Berkshire Hathaway, the holding company that owns BNSF Railway, welcomed a new CEO this past January as Greg Abel stepped up to succeed the legendary Warren Buffett in his role helming the company.
Thus, it was his turn to write the annual letter to shareholders, which opens Berkshire’s 153-page marathon of an annual report. From a railroad angle, it’s mostly pretty uninteresting, but there are a few exceptions pertaining to BNSF.
There are, of course, the routine updates on equity and cash flows, reaffirmations about how safe operations, reliable service, and a competitive cost structure are the keys to our success and so on.

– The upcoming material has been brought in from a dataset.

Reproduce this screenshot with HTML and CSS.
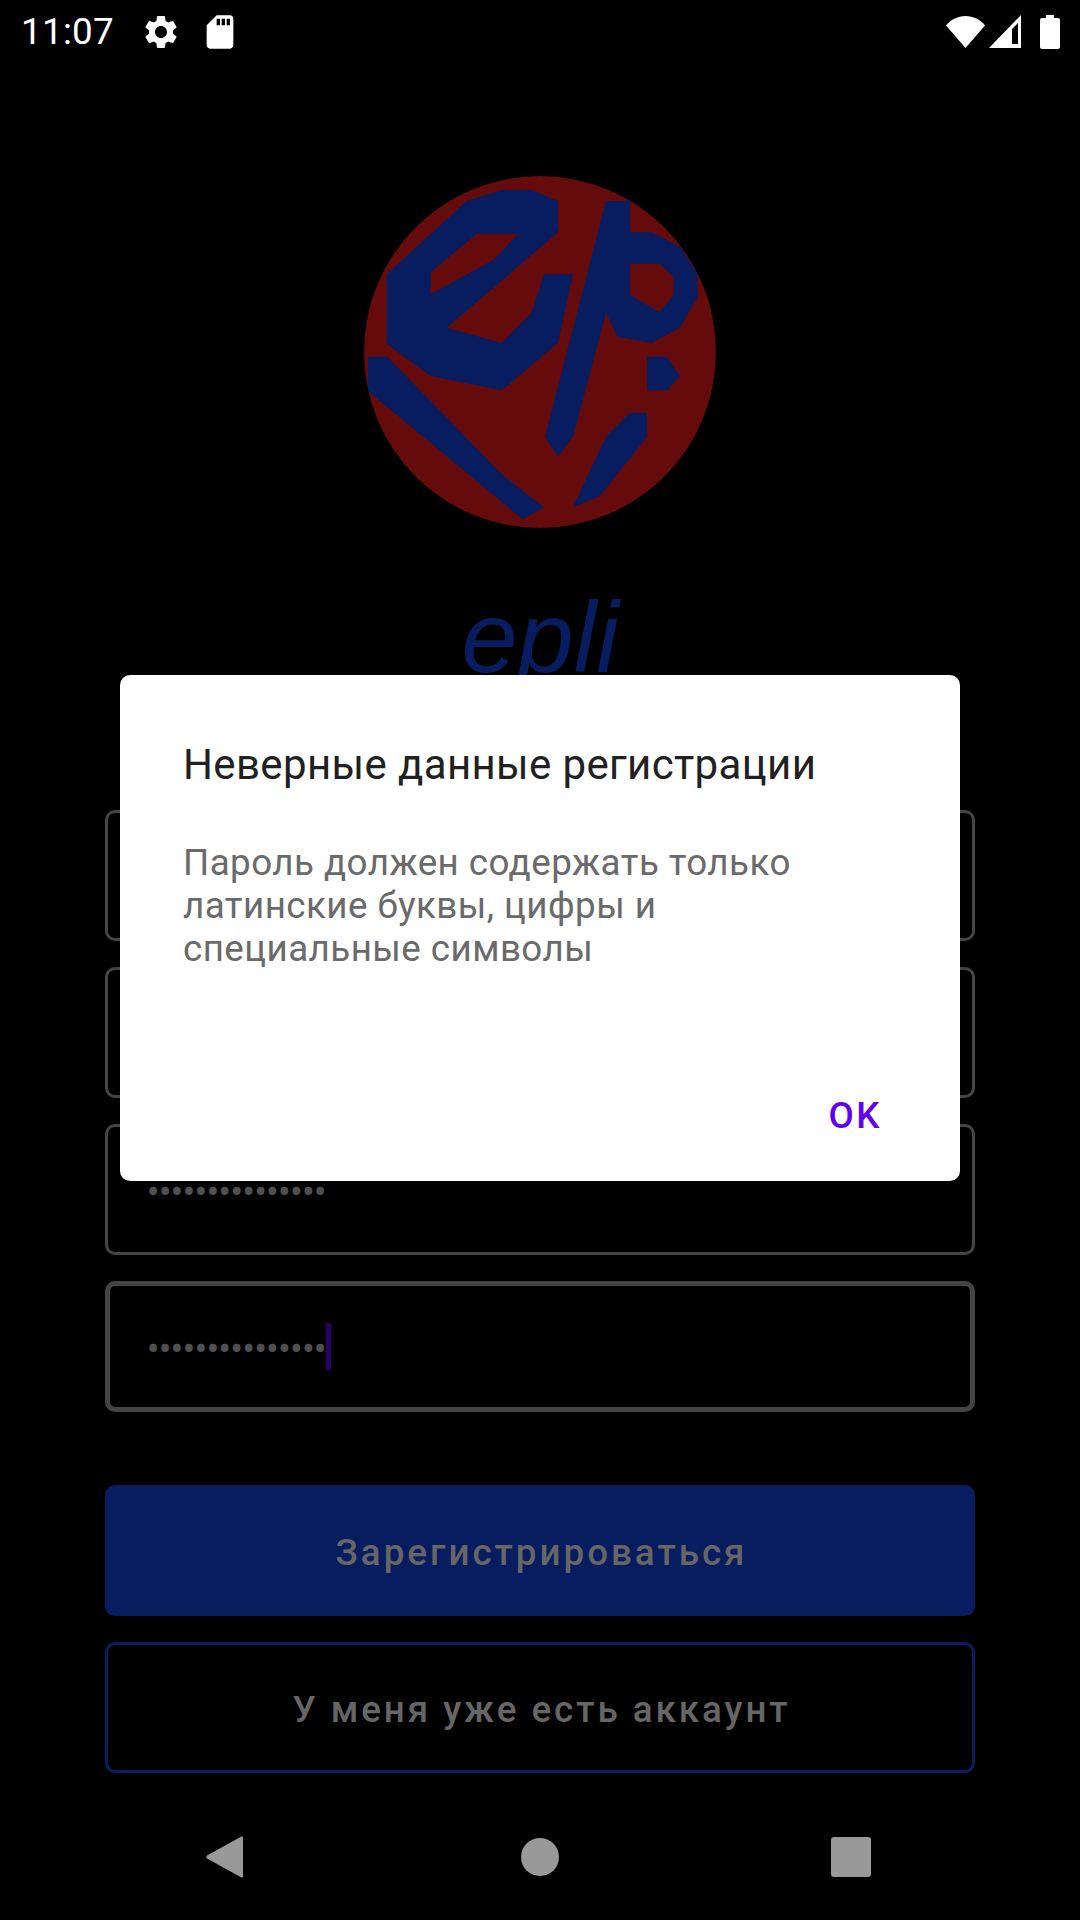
FILE: index.html
```html
<!DOCTYPE html>
<html lang="ru">
<head>
    <meta charset="UTF-8">
    <meta name="viewport" content="width=device-width, initial-scale=1.0">
    <title>epli - Регистрация</title>
    <link rel="stylesheet" href="styles.css">
</head>
<body>

    <div class="screen">

        <div class="status-bar">
            <span class="clock">11:07</span>
            <svg class="icon-gear" viewBox="0 0 24 24"><path d="M19.14 12.94c.04-.3.06-.61.06-.94 0-.32-.02-.64-.07-.94l2.03-1.58c.18-.14.23-.41.12-.61l-1.92-3.32c-.12-.22-.37-.29-.59-.22l-2.39.96c-.5-.38-1.03-.7-1.62-.94l-.36-2.54c-.04-.24-.24-.41-.48-.41h-3.84c-.24 0-.43.17-.47.41l-.36 2.54c-.59.24-1.13.57-1.62.94l-2.39-.96c-.22-.08-.47 0-.59.22L2.74 8.87c-.12.21-.08.47.12.61l2.03 1.58c-.05.3-.09.63-.09.94s.02.64.07.94l-2.03 1.58c-.18.14-.23.41-.12.61l1.92 3.32c.12.22.37.29.59.22l2.39-.96c.5.38 1.03.7 1.62.94l.36 2.54c.05.24.24.41.48.41h3.84c.24 0 .44-.17.47-.41l.36-2.54c.59-.24 1.13-.56 1.62-.94l2.39.96c.22.08.47 0 .59-.22l1.92-3.32c.12-.22.07-.47-.12-.61l-2.01-1.58zM12 15.6c-1.98 0-3.6-1.62-3.6-3.6s1.62-3.6 3.6-3.6 3.6 1.62 3.6 3.6-1.62 3.6-3.6 3.6z"/></svg>
            <svg class="icon-sd" viewBox="0 0 24 24"><path d="M18 2h-8L4.02 8 4 20c0 1.1.9 2 2 2h12c1.1 0 2-.9 2-2V4c0-1.1-.9-2-2-2zm-6 6h-2V4h2v4zm3 0h-2V4h2v4zm3 0h-2V4h2v4z"/></svg>
            <svg class="icon-wifi" viewBox="0 0 39 32"><path d="M0 9.500C5 3.500 12 0 19.500 0S34 3.500 39 9.500L19.500 32z"/></svg>
            <svg class="icon-signal" viewBox="0 0 32 33"><path fill-rule="evenodd" d="M32 0v33H0zM23 29h6V8l-6 6z"/></svg>
            <svg class="icon-battery" viewBox="0 0 20 34"><path d="M6 0h8v3h4c1.100 0 2 .9 2 2v27c0 1.100-.9 2-2 2H2c-1.100 0-2-.9-2-2V5c0-1.100.9-2 2-2h4z"/></svg>
        </div>

        <div class="content">
            <svg class="logo" viewBox="42 33 1056 1056">
                <circle cx="570" cy="561" r="528" fill="#650b0b"/>
                <g fill="#071d5f">
                    <path fill-rule="evenodd" d="M110 328 350 108 455 75H545L624 108V202L290 488 455 534 545 443 582 328H669L624 534 455 676 242 633 110 537ZM242 322 380 207H503L435 282 242 388Z"/>
                    <path fill-rule="evenodd" d="M768 108H840V202H905L990 245 1043 328V397L990 488 905 534 802 515 768 443 669 815 624 875 585 815ZM840 296H928L971 335V390L928 441 840 390Z"/>
                    <path d="M891 575H951L990 633 951 676H891Z"/>
                    <path d="M840 743H891V815L750 993 669 1027 768 815Z"/>
                    <path d="M54 575H112L455 928 582 1027 518 1063 54 678Z"/>
                </g>
            </svg>
            <div class="brand">epli</div>

            <div class="fields">
                <div class="field"></div>
                <div class="field"></div>
                <div class="field"><span class="dots">•••••••••••••••</span></div>
                <div class="field field-focused"><span class="dots">•••••••••••••••</span><span class="caret"></span></div>
            </div>

            <button class="btn btn-filled" type="button">Зарегистрироваться</button>
            <button class="btn btn-outline" type="button">У меня уже есть аккаунт</button>
        </div>

        <div class="nav-bar">
            <svg class="nav-back" viewBox="0 0 46 42"><path d="M3 22.500a2 2 0 0 1 0-3L37 .8c1-.7 2-.2 2 1v38.400c0 1.200-1 1.700-2 1z"/></svg>
            <svg class="nav-home" viewBox="0 0 42 42"><circle cx="21" cy="21" r="19"/></svg>
            <svg class="nav-recent" viewBox="0 0 42 42"><rect x="1" y="1" width="40" height="40" rx="3"/></svg>
        </div>

        <div class="dialog">
            <h2 class="dialog-title">Неверные данные регистрации</h2>
            <p class="dialog-text">Пароль должен содержать только латинские буквы, цифры и специальные символы</p>
            <div class="dialog-actions">
                <button class="dialog-ok" type="button">OK</button>
            </div>
        </div>

    </div>

</body>
</html>
```

FILE: styles.css
```css
* {
    box-sizing: border-box;
}

body {
    margin: 0;
    background-color: #000;
    font-family: Roboto, 'Noto Sans', sans-serif;
}

.screen {
    position: relative;
    width: 1080px;
    height: 1920px;
    overflow: hidden;
    display: flex;
    flex-direction: column;
    background-color: #000;
}

/* status bar */
.status-bar {
    height: 63px;
    flex-shrink: 0;
    display: flex;
    align-items: center;
    padding-left: 21px;
}

.status-bar svg {
    fill: #fff;
    flex-shrink: 0;
}

.clock {
    width: 120px;
    color: #fff;
    font-size: 36.75px;
    letter-spacing: 0.3px;
}

.icon-gear {
    width: 40px;
    height: 40px;
}

.icon-sd {
    width: 40px;
    height: 40px;
    margin-left: 19px;
}

.icon-wifi {
    width: 39px;
    height: 32px;
    margin-left: 706px;
}

.icon-signal {
    width: 32px;
    height: 33px;
    margin-left: 4px;
}

.icon-battery {
    width: 20px;
    height: 34px;
    margin-left: 19px;
}

/* main form */
.content {
    flex: 1;
    display: flex;
    flex-direction: column;
    align-items: center;
    padding: 113px 105px 0;
}

.logo {
    width: 352px;
    height: 352px;
    flex-shrink: 0;
}

.brand {
    height: 120px;
    margin-top: 49px;
    color: #071d5f;
    font-family: 'Liberation Sans', Arial, sans-serif;
    font-style: italic;
    font-size: 101px;
    line-height: 120px;
}

.fields {
    width: 100%;
    margin-top: 113px;
    display: flex;
    flex-direction: column;
    gap: 26px;
}

.field {
    height: 131px;
    display: flex;
    align-items: center;
    padding-left: 38.7px;
    border: 3px solid #444;
    border-radius: 10px;
}

.field-focused {
    border-width: 5px;
    padding-left: 36.7px;
}

.dots {
    padding-top: 4px;
    color: #505050;
    font-size: 38px;
    line-height: 1;
    letter-spacing: -0.88px;
}

.caret {
    width: 5px;
    height: 47px;
    background-color: #2a0066;
}

.btn {
    width: 100%;
    height: 131px;
    flex-shrink: 0;
    padding: 4px 0 0 3px;
    border-radius: 10px;
    color: #666;
    font-family: inherit;
    font-size: 36.75px;
    font-weight: 500;
}

.btn-filled {
    margin-top: 73px;
    border: none;
    background-color: #071d5f;
    letter-spacing: 3px;
}

.btn-outline {
    margin-top: 26px;
    border: 3px solid #071d5f;
    background-color: transparent;
    letter-spacing: 2.95px;
}

/* navigation bar */
.nav-bar {
    height: 126px;
    flex-shrink: 0;
    display: flex;
    align-items: center;
    gap: 269px;
    padding: 0 0 0 204px;
}

.nav-bar svg {
    fill: #999;
    height: 42px;
}

.nav-back {
    width: 46px;
}

.nav-home,
.nav-recent {
    width: 42px;
}

/* alert dialog over the form */
.dialog {
    position: absolute;
    left: 120px;
    top: 675px;
    width: 840px;
    height: 506px;
    display: flex;
    flex-direction: column;
    padding: 60px 63px 0;
    background-color: #fff;
    border-radius: 10px;
}

.dialog-title {
    margin: 0;
    color: #212121;
    font-size: 42px;
    font-weight: 400;
    line-height: 60px;
    letter-spacing: 0.37px;
}

.dialog-text {
    margin: 46px 0 0;
    color: #6a6a6a;
    font-size: 36.75px;
    line-height: 43px;
    letter-spacing: 0.45px;
}

.dialog-actions {
    margin-top: auto;
    padding-bottom: 44px;
    display: flex;
    justify-content: flex-end;
}

.dialog-ok {
    padding: 0;
    margin-right: 15px;
    border: none;
    background: none;
    color: #6200ee;
    font-family: inherit;
    font-size: 36.75px;
    font-weight: 500;
    letter-spacing: 2.5px;
}
```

However, one line in particular did turn some heads in the rail industry press. On page twelve, in a paragraph laying out what the company needs to do better, the letter reads:
“[Improved services] are not enough; more progress is needed to translate operational improvements into stronger financial results. We view operating margin (the inverse of the industry’s operating ratio) as the best measure of performance. In 2025, BNSF’s operating margin improved to 34.5% from 32.0% in 2024. It remained only modestly above its five-year average.”
Essentially, “Our railroad is doing well and is incredibly profitable, but it’s just not quite making enough money.” Specifically, the complaint is that the company’s operating ratio, calculated by dividing operating expenses by total revenue, isn’t good enough. This introduces some problems.
Because if your system is running safely and efficiently, shipments are moving through the network at a speed “faster than in nearly any year in the company’s history,” and your metrics for success are showing gloom, it either means you’ve taken the wrong measurements or you have the wrong standard for what “success” looks like.
Saying the Class I railroads obsess over their operating ratios to a fault is not a novel observation, even from within the industry. In fact, at a September 2025 conference, former CSX CEO Joe Hinrichs spoke against such a focus on the operating ratio.
“You can see all that activist activity and all of the things that went on to drive that obsession with [operating ratio] improvement, which again, unto itself, is not bad [...] But there wasn’t, at the same time, the same drive to grow volume,” Hinrichs said.
Two weeks after that conference, he was out of a job, dismissed from his position as CEO. A decision that was largely credited to pressure on the company from activist investor Ancora Holdings, who had previously criticized Hinrichs.
In a statement on the firing, Ancora said they regretted having to push for leadership change so publicly but that “This should be a cautionary tale for all corporate leaders who consider putting their own agenda ahead of shareholders’ best interests.”
Financially speaking, BNSF is steaming along just fine. Operating earnings increased 7.8%, net earnings increased 8.8%, and the railroad’s operating expenses declined 3.7% between 2024 and 2025. It produced a healthy $8.1 billion in net cash flows last year and returned $4.4 billion in dividends alone, but it’s still not enough to satisfy the demands of the operating ratio.
The letter goes on, “Each one-percentage-point improvement in operating margin generates approximately $230 million of incremental operating cash flow for our owners.” Even for a Class I, giving a dollar figure for how much cash investors can expect based on each percentage point they can scrape off the railroad is egregious.
But it’s a known cycle, a constant push for less and less spending to drive the operating ratio further and further down and the stock price further and further up. A cycle of corporate starvation that will, over time, become fatal.
A healthier corporation, one steering based on more reasonable metrics, would turn its actions and financial resources towards other issues.
Such as how BNSF has only managed to gain 0.3% overall traffic volume in the last year, and that more broadly, the American freight rail industry saw an 11% total decline in traffic between 2014 and 2024 as trucking takes on more and more of the industry’s modal share, according to TD Cowen analysts.
Maybe BNSF would have looked toward reducing its GHG emissions by more than the 30% they claim to be shooting for before 2030. Something it claims it will do through renewable diesel fuel initiatives and what it calls “long-term solutions” in developing still unproven battery-electric and hydrogen locomotives.
For a comparison on the emissions point, in the five-year time period between 2019 and 2023, the very different but similarly massive Indian Railway network managed to electrify close to 19,000 miles of track (the entire BNSF system totals 23,000 route miles), achieving a 99.4% electrification rate by December 2025, almost completely eliminating tailpipe emissions from one of the largest rail systems on earth.
$4.4 billion is far too large a number of dollars to leave sitting idle for a company and industry losing both market share and the race to net zero, instead of putting it to work by fueling the system that made it.
So what does a diesel-chugging, coal-traffic-reliant company really need to stay competitive?
It needs to start by investing in itself, breathing life back into a languishing industry, and pursuing the true goal of a railroad as a piece of infrastructure: to move as much stuff as possible in as efficient a way as possible, or surrender stewardship of the rails to someone who can.